* [To do] Could the lines from the start of the data through the line with "string; value: string;" be set down exactly, with no pictures among them?

* [Entries provided]
* start *
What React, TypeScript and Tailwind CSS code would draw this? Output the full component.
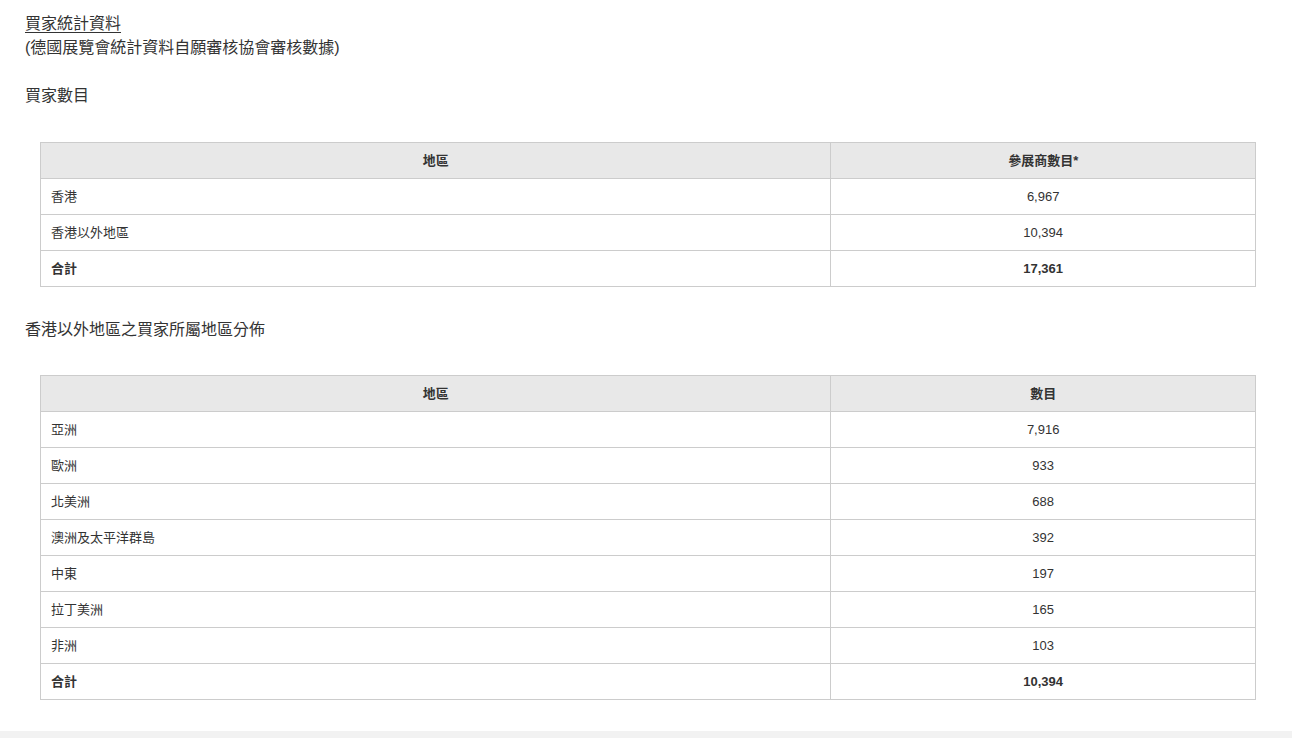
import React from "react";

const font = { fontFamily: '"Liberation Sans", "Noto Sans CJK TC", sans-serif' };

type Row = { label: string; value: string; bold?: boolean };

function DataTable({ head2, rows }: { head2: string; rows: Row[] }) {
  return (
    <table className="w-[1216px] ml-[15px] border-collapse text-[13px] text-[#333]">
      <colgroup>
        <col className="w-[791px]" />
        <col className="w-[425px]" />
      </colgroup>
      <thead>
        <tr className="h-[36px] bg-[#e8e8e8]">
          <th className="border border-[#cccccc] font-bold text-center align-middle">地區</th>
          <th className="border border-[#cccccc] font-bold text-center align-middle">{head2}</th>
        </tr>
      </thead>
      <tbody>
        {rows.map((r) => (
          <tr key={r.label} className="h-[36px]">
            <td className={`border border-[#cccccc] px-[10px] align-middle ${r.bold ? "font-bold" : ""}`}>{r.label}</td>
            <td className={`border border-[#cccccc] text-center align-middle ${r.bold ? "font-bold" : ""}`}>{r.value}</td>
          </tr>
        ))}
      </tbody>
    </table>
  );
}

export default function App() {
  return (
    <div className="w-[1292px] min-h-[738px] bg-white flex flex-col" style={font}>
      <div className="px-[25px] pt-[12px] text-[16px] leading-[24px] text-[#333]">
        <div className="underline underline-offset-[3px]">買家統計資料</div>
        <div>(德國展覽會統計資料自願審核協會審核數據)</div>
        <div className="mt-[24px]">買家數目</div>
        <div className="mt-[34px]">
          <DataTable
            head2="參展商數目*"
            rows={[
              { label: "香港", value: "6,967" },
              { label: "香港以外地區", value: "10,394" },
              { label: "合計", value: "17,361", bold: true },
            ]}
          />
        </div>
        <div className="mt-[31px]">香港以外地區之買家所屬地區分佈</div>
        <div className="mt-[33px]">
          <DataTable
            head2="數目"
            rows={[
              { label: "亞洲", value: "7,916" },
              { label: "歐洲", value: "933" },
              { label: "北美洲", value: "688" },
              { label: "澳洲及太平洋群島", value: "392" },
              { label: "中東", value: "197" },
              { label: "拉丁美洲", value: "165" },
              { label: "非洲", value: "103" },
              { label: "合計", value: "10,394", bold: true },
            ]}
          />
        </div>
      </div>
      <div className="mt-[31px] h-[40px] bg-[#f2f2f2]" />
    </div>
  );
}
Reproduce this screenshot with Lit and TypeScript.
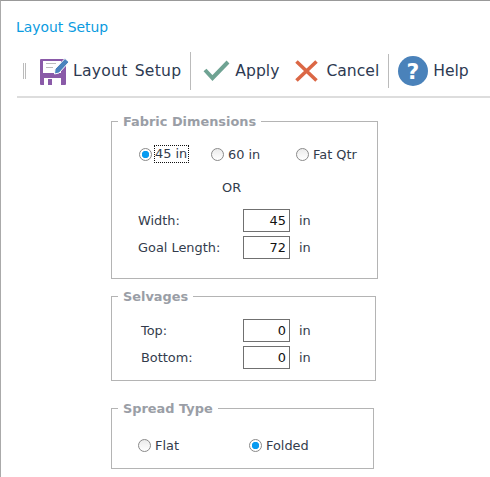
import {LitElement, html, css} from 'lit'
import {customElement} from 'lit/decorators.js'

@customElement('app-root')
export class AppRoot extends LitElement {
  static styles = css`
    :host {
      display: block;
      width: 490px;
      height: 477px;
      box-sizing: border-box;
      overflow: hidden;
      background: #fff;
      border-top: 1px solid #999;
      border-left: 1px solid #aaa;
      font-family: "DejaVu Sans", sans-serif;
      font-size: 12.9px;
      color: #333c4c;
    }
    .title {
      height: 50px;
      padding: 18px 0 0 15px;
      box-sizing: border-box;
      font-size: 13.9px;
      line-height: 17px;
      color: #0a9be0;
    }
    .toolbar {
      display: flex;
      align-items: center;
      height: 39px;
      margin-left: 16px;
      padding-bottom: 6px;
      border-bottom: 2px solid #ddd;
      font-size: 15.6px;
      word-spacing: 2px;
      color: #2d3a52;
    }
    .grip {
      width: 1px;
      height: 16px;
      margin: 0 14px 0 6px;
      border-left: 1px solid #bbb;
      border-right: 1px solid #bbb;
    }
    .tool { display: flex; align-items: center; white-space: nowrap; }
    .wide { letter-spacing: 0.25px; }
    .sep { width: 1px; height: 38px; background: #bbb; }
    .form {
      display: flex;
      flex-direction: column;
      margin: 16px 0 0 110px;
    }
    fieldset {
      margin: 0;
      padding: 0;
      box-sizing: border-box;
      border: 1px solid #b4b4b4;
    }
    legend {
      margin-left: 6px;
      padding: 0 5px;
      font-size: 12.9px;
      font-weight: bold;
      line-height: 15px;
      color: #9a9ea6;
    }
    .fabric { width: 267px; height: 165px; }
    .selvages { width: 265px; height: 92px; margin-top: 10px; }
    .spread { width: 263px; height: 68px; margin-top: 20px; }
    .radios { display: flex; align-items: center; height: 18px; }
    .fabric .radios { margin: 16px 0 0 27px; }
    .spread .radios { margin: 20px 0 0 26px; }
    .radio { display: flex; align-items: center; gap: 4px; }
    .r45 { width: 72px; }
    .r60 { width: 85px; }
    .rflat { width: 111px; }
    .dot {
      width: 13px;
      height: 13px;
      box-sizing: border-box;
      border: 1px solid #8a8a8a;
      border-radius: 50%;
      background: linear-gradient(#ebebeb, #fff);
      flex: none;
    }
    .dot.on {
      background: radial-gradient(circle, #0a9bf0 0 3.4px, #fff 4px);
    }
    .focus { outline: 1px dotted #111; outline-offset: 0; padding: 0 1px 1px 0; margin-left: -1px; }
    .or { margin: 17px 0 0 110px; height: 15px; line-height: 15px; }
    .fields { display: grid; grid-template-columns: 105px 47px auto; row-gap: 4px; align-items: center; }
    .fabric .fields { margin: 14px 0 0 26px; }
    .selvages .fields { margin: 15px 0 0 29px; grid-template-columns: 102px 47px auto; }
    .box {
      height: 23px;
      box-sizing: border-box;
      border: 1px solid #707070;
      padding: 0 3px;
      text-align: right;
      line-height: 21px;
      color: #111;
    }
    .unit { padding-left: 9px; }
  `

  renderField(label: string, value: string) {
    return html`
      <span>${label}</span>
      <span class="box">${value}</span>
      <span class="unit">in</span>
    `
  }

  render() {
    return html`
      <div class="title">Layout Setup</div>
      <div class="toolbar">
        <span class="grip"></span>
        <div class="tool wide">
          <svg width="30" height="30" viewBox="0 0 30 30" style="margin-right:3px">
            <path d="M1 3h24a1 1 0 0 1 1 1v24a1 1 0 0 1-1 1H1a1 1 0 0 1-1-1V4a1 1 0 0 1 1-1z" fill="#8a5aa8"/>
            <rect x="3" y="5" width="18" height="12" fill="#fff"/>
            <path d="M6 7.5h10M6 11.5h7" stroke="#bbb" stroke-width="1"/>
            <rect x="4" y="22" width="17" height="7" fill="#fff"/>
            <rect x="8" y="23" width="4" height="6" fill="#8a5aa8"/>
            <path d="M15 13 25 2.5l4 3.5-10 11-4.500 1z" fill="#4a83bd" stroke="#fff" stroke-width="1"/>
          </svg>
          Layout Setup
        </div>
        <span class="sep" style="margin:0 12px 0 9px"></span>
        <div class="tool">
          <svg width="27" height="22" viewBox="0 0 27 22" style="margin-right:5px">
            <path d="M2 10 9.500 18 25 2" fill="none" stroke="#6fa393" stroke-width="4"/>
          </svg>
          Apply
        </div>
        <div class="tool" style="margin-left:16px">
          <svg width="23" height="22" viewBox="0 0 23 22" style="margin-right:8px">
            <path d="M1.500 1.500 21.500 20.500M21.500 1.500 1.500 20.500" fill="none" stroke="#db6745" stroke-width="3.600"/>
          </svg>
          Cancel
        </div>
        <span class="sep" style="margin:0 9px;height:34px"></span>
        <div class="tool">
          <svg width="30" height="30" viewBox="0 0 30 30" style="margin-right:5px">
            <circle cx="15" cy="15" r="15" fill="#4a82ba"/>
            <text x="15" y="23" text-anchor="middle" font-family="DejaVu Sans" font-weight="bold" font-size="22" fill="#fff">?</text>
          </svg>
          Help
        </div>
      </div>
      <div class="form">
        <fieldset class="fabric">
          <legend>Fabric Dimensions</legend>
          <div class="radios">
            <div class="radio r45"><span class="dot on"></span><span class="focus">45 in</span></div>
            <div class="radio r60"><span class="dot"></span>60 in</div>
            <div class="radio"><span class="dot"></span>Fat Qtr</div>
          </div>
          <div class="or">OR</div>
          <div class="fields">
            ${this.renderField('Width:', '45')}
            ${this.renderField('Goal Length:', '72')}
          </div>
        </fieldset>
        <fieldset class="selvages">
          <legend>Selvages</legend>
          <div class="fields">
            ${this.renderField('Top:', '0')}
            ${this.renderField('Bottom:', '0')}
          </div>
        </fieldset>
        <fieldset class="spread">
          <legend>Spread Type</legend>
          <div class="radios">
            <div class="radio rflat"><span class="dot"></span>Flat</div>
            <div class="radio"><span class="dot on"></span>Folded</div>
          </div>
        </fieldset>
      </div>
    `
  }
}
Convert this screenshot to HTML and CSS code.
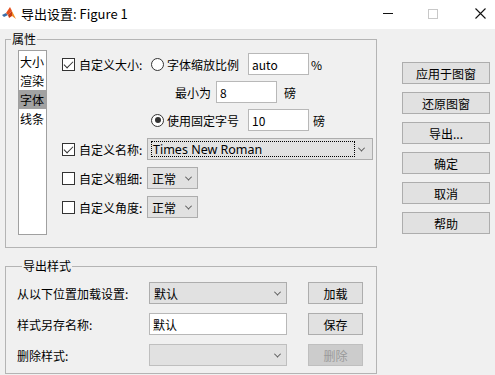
* end *
* [Answer in full]
What React, TypeScript and Tailwind CSS code would draw this? Output the full component.
import React from "react";

const font = { fontFamily: '"Liberation Sans", "Noto Sans CJK TC", sans-serif' };

type Row = { label: string; value: string; bold?: boolean };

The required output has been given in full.